What the task requires: Gather every line in the records below that contains the word "with".

Stored records:
:::
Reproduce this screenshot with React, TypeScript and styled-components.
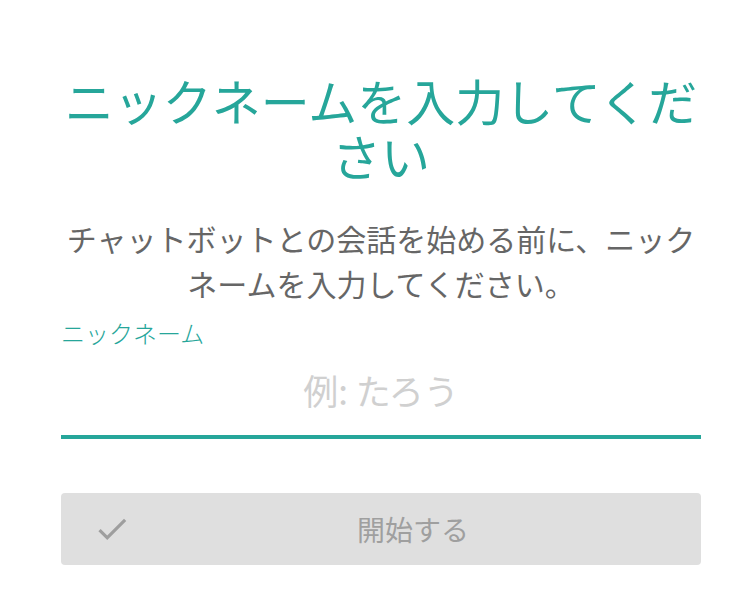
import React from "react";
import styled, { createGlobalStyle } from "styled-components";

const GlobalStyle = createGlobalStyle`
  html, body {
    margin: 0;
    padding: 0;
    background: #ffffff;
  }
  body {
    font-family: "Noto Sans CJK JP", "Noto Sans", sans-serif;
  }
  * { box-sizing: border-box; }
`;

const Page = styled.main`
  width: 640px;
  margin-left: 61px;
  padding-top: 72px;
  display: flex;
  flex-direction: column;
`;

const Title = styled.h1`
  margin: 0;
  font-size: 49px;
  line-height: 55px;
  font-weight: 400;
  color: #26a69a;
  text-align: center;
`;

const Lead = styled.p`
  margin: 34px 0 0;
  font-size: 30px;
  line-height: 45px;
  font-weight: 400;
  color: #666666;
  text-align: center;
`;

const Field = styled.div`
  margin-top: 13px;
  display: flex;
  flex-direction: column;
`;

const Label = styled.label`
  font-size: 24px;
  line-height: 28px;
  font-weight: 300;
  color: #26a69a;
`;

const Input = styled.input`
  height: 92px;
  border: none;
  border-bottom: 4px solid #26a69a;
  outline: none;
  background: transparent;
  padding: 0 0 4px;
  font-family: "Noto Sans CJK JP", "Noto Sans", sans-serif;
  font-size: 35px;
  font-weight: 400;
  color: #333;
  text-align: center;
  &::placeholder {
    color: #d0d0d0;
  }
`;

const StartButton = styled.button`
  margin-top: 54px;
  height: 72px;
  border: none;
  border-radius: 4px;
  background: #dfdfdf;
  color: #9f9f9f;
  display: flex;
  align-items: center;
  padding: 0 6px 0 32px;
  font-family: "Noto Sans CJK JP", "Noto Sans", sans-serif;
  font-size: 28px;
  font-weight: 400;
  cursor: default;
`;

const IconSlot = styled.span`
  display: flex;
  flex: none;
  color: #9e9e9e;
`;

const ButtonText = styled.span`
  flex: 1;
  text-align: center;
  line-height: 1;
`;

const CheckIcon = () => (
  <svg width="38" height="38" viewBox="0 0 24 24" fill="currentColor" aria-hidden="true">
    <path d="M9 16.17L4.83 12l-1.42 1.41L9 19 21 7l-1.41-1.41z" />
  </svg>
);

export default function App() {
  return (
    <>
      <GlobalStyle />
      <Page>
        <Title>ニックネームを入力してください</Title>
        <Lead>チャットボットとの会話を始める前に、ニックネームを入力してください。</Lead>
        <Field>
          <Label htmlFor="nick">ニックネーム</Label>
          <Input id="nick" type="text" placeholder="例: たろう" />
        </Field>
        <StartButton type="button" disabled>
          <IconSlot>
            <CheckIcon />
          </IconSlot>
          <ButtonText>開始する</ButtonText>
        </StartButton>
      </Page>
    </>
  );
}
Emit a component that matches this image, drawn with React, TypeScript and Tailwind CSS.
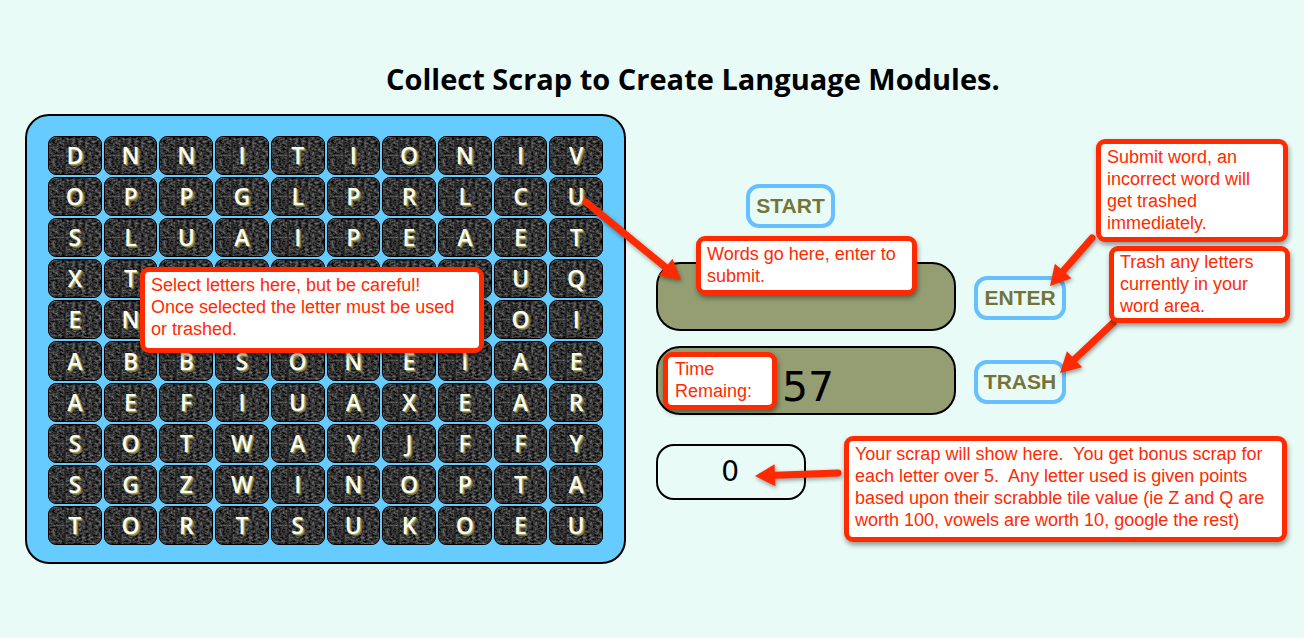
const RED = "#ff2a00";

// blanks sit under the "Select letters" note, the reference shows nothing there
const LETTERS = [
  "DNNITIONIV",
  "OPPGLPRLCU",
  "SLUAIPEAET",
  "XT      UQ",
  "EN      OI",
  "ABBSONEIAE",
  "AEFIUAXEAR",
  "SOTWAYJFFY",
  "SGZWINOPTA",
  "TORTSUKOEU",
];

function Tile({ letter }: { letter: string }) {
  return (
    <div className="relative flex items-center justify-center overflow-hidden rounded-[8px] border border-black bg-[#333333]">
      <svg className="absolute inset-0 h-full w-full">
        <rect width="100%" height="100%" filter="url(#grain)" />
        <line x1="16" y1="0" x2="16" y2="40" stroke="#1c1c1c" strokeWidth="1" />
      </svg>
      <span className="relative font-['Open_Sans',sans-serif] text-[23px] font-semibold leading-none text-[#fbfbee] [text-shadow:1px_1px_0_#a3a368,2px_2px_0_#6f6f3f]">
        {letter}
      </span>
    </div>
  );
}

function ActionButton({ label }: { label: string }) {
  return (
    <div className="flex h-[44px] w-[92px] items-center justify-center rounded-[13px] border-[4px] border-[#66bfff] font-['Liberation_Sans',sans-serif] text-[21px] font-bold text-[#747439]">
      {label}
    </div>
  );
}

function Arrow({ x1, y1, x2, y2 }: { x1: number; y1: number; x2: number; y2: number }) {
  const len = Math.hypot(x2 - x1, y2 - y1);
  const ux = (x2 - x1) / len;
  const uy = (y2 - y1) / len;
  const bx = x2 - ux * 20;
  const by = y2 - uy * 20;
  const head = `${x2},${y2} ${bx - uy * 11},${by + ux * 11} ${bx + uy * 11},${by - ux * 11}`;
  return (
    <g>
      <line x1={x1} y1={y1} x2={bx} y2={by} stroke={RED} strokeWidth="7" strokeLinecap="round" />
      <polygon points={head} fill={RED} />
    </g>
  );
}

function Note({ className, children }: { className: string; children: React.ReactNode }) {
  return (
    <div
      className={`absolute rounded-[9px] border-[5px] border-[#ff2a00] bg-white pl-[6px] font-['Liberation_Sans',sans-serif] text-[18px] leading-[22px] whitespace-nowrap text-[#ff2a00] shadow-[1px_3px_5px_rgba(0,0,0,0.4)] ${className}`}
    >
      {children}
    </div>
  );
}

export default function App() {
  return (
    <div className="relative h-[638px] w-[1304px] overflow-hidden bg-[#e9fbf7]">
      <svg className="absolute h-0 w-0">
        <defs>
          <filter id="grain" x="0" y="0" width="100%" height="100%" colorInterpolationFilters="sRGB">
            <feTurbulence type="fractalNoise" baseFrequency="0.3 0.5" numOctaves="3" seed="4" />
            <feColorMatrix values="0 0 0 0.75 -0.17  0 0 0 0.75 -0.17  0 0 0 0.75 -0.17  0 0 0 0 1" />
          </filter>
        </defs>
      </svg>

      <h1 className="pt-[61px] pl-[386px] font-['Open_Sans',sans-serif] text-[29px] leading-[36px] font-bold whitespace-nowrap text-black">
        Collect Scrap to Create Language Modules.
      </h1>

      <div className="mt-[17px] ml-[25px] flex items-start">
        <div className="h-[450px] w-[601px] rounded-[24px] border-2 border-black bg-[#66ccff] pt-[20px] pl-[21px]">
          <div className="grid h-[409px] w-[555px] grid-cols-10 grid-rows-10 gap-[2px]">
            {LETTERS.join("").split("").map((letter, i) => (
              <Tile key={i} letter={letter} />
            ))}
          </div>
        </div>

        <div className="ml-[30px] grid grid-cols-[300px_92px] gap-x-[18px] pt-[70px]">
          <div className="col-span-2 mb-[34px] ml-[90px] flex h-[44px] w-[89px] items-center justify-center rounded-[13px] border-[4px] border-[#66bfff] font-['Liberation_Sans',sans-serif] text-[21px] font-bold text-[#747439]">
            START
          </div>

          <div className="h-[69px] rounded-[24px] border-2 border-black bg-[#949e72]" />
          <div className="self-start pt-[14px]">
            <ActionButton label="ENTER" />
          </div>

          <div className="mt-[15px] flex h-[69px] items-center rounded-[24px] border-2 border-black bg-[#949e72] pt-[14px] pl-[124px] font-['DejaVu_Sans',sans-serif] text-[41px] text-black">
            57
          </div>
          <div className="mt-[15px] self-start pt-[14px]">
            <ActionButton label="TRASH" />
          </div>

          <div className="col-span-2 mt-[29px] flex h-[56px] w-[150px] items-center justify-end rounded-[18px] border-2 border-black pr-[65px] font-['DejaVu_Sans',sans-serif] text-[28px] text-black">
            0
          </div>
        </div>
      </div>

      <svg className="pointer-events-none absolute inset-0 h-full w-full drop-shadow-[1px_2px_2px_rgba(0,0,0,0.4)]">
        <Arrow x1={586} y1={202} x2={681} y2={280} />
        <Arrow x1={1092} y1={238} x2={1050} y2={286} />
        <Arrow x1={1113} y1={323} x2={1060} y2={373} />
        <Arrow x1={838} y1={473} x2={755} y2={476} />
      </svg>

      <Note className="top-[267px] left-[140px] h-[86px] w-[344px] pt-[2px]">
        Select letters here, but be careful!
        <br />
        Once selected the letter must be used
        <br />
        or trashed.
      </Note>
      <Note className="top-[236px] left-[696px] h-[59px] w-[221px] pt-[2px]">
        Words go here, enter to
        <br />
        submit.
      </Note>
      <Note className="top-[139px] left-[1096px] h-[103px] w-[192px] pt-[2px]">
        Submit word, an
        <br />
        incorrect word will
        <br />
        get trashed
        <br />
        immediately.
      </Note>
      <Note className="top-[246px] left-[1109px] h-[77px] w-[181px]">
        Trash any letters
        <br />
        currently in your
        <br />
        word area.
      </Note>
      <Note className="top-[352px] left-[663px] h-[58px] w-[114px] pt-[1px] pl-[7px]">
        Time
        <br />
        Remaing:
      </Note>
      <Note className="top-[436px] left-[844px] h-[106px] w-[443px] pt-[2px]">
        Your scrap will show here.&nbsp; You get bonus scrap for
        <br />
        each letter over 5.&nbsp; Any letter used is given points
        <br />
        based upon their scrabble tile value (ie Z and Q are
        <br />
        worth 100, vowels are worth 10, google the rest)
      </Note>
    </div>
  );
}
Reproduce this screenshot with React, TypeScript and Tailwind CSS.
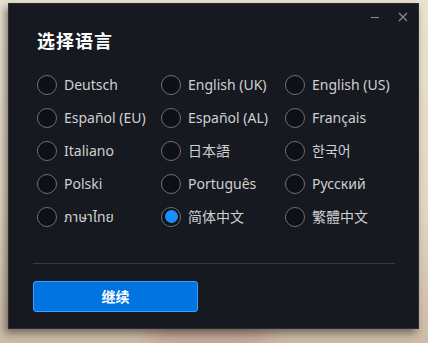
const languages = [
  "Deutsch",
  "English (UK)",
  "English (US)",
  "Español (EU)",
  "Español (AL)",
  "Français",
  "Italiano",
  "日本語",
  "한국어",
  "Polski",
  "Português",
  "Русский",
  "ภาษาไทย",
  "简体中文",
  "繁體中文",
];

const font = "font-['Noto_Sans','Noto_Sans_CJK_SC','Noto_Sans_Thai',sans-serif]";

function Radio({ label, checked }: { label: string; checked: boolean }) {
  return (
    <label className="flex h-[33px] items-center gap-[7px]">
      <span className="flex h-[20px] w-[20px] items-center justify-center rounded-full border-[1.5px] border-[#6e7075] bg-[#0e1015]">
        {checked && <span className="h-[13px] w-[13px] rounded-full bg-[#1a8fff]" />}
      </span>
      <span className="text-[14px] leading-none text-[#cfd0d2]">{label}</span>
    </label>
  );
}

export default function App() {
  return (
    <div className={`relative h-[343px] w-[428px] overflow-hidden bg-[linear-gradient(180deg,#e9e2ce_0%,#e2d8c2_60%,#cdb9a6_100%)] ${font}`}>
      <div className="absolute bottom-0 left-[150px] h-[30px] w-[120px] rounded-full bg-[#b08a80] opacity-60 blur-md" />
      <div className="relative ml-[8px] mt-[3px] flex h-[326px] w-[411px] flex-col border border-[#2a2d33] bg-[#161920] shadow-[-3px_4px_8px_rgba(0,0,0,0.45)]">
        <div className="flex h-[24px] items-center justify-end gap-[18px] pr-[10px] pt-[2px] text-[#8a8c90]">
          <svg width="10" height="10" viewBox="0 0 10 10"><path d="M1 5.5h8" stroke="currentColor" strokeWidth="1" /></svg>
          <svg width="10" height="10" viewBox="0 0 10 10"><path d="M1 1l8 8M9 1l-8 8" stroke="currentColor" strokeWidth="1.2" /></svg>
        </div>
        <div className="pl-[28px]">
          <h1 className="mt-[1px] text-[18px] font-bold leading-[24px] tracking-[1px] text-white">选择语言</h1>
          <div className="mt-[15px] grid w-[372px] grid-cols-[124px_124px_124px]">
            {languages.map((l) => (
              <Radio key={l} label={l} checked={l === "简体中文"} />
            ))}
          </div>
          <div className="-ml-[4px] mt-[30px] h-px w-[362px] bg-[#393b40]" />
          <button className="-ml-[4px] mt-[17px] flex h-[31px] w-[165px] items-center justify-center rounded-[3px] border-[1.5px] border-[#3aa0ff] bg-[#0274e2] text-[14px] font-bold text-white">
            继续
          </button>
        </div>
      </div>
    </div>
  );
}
:::
Final result:
Reproduce this screenshot with React, TypeScript and styled-components.
Emit a component that matches this image, drawn with React, TypeScript and Tailwind CSS.
Reproduce this screenshot with React, TypeScript and Tailwind CSS.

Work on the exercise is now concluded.